Medicaid and CHIP enrollees (including pregnant women) will gain guaranteed coverage of counseling and FDA‑approved tobacco‑cessation medications, with no prior authorization or cost‑sharing, increasing access to quitting services and likely improving quit rates and health outcomes.
States receive an enhanced 90% federal Medicaid/CHIP match (FMAP) for cessation services and outreach for five years, substantially reducing near‑term state budget burdens for implementing and promoting these benefits.
Minors keep existing or expanded coverage for counseling and pharmacotherapy (the Act preserves enhanced pediatric mental‑health and medication coverage), protecting youth access and preventing rollbacks of benefits.
The five‑year enhanced 90% FMAP significantly increases federal spending over that period, raising federal budget outlays and costs borne by taxpayers.
When the temporary enhanced FMAP expires after five years, states may face substantially higher ongoing costs to maintain expanded cessation benefits and outreach, creating future state budget pressure.

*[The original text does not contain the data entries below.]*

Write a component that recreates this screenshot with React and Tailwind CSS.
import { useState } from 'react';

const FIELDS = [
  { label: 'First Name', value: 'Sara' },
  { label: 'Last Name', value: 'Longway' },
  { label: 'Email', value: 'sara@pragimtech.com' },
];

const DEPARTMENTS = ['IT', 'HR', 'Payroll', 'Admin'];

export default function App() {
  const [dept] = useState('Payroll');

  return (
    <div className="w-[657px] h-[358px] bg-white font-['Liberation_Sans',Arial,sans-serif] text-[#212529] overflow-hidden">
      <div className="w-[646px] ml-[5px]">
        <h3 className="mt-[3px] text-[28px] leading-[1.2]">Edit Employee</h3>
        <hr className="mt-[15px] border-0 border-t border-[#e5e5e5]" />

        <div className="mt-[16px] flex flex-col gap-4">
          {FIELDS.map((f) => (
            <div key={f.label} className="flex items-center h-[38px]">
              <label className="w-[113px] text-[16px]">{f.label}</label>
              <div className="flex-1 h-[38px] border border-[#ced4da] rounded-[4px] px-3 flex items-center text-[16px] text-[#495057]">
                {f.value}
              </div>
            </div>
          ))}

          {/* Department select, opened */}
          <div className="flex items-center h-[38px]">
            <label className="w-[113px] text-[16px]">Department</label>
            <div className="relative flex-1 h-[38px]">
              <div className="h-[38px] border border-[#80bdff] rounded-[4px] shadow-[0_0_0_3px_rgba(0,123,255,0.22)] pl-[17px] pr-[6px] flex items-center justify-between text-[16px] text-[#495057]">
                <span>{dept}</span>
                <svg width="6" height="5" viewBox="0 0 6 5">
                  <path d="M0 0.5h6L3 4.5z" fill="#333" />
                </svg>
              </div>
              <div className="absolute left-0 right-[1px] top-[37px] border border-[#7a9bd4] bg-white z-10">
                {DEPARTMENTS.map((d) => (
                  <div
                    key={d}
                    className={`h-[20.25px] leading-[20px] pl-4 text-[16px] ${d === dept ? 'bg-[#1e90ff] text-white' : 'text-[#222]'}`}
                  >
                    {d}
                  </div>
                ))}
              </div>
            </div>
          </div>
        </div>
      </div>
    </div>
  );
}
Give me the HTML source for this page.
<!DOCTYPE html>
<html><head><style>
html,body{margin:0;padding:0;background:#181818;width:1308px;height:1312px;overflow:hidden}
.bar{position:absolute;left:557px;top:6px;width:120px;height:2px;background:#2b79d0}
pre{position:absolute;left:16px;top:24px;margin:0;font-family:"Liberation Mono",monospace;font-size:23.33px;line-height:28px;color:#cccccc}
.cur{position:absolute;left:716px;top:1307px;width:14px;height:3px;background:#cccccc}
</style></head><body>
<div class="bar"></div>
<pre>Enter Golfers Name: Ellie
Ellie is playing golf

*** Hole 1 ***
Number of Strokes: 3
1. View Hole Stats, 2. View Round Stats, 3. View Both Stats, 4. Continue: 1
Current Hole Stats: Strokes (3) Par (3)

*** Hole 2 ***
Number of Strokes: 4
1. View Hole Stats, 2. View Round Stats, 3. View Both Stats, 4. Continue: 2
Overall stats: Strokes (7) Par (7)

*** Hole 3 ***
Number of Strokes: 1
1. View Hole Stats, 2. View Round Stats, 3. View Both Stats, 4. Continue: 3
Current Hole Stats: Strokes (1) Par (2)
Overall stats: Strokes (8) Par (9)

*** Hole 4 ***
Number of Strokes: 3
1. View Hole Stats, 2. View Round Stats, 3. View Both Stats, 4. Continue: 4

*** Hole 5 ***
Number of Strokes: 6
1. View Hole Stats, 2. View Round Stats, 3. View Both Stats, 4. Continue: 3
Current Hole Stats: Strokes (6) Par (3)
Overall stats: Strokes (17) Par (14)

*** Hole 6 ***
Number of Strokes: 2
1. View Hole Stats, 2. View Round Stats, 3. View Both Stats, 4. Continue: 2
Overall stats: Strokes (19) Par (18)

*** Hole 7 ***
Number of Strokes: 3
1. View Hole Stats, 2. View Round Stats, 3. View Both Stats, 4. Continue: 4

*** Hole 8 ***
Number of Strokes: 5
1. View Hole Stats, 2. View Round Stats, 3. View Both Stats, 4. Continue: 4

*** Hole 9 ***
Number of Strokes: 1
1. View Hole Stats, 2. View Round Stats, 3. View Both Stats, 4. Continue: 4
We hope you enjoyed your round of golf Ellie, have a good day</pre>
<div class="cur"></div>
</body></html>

Removing prior authorization and cost‑sharing will likely increase utilization and program costs, shifting administrative and financial burdens to managed care plans, providers, and pharmacies.

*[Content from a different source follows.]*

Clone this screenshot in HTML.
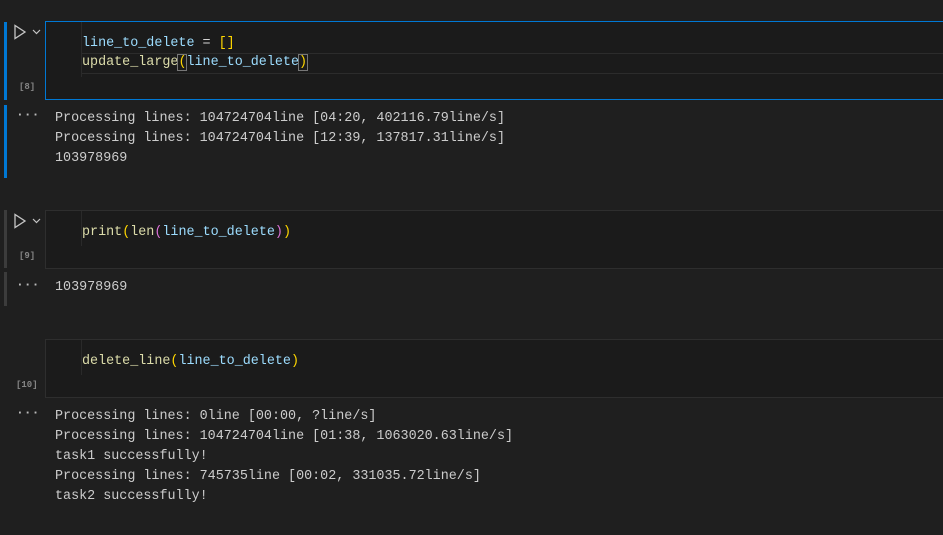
<!DOCTYPE html>
<html><head><style>
body{margin:0;width:943px;height:535px;background:#1f1f1f;overflow:hidden;position:relative;font-family:"Liberation Mono",monospace;font-size:13.4px;}
.a{position:absolute}
.box{position:absolute;left:45px;width:920px;background:#1b1b1b;border:1px solid #2e2e2e;box-sizing:border-box}
.t{position:absolute;white-space:pre;line-height:20px}
.o{color:#cccccc}
.f{color:#dcdcaa}.v{color:#9cdcfe}.y{color:#ffd700}.p{color:#da70d6}.w{color:#d4d4d4}.b{color:#179fff}
.num{position:absolute;color:#858585;font-size:9px;font-weight:bold}
.dots{position:absolute;color:#bbb;font-size:13px;font-weight:bold;letter-spacing:0px}
</style></head><body>
<div class="a" style="left:4px;top:22px;width:3px;height:78px;background:#0078d4"></div>
<div class="a" style="left:4px;top:105px;width:3px;height:73px;background:#0078d4"></div>
<div class="box" style="top:21px;height:79px;border:1px solid #0078d4"></div>
<div class="a" style="left:81px;top:22px;width:1px;height:55px;background:#2a2a2a"></div>
<div class="a" style="left:82px;top:53px;width:870px;height:19px;border-top:1px solid #2c2c2c;border-bottom:1px solid #2c2c2c"></div>
<svg class="a" style="left:13px;top:24px" width="30" height="16"><path d="M2 1.5 L2 14.5 L12 8 Z" fill="none" stroke="#c5c5c5" stroke-width="1.3"/><path d="M20 6 L23.5 9.5 L27 6" fill="none" stroke="#c5c5c5" stroke-width="1.2"/></svg>
<div class="num" style="left:19px;top:82px">[8]</div>
<div class="t" style="left:82px;top:34px"><span class="v">line_to_delete</span> <span class="w">=</span> <span class="y">[]</span></div>
<div class="t" style="left:82px;top:53px"><span class="f">update_large</span><span class="y" style="outline:1px solid #777">(</span><span class="v">line_to_delete</span><span class="y" style="outline:1px solid #777">)</span></div>
<div class="dots" style="left:16px;top:107px">···</div>
<div class="t o" style="left:55px;top:109px">Processing lines: 104724704line [04:20, 402116.79line/s]
Processing lines: 104724704line [12:39, 137817.31line/s]
103978969</div>

<div class="a" style="left:4px;top:210px;width:3px;height:58px;background:#3c3c3c"></div>
<div class="a" style="left:4px;top:272px;width:3px;height:34px;background:#3c3c3c"></div>
<div class="box" style="top:210px;height:59px"></div>
<div class="a" style="left:81px;top:211px;width:1px;height:35px;background:#2a2a2a"></div>
<svg class="a" style="left:13px;top:213px" width="30" height="16"><path d="M2 1.5 L2 14.5 L12 8 Z" fill="none" stroke="#c5c5c5" stroke-width="1.3"/><path d="M20 6 L23.5 9.5 L27 6" fill="none" stroke="#c5c5c5" stroke-width="1.2"/></svg>
<div class="num" style="left:19px;top:251px">[9]</div>
<div class="t" style="left:82px;top:223px"><span class="f">print</span><span class="y">(</span><span class="f">len</span><span class="p">(</span><span class="v">line_to_delete</span><span class="p">)</span><span class="y">)</span></div>
<div class="dots" style="left:16px;top:277px">···</div>
<div class="t o" style="left:55px;top:278px">103978969</div>

<div class="box" style="top:339px;height:59px"></div>
<div class="a" style="left:81px;top:340px;width:1px;height:35px;background:#2a2a2a"></div>
<div class="num" style="left:16px;top:380px">[10]</div>
<div class="t" style="left:82px;top:352px"><span class="f">delete_line</span><span class="y">(</span><span class="v">line_to_delete</span><span class="y">)</span></div>
<div class="dots" style="left:16px;top:405px">···</div>
<div class="t o" style="left:55px;top:407px">Processing lines: 0line [00:00, ?line/s]
Processing lines: 104724704line [01:38, 1063020.63line/s]
task1 successfully!
Processing lines: 745735line [00:02, 331035.72line/s]
task2 successfully!</div>
</body></html>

Based on analysis of 4 sections of legislative text.
Requires Medicaid and CHIP to cover counseling and FDA‑approved tobacco cessation drugs, bans certain cost‑sharing/prior authorization, and provides a temporary 90% federal match for five years.
Introduced June 12, 2025 by Lisa Blunt Rochester · Last progress June 12, 2025
Requires Medicaid and CHIP to cover counseling and FDA‑approved pharmacotherapy for tobacco cessation for enrollees, bans specified cost‑sharing and prior authorization for those services, and provides a temporary enhanced federal match (90% FMAP) for those cessation services and related outreach for five years. States must monitor and promote comprehensive cessation services to beneficiaries and clinicians, and protections preserve coverage for people under 18.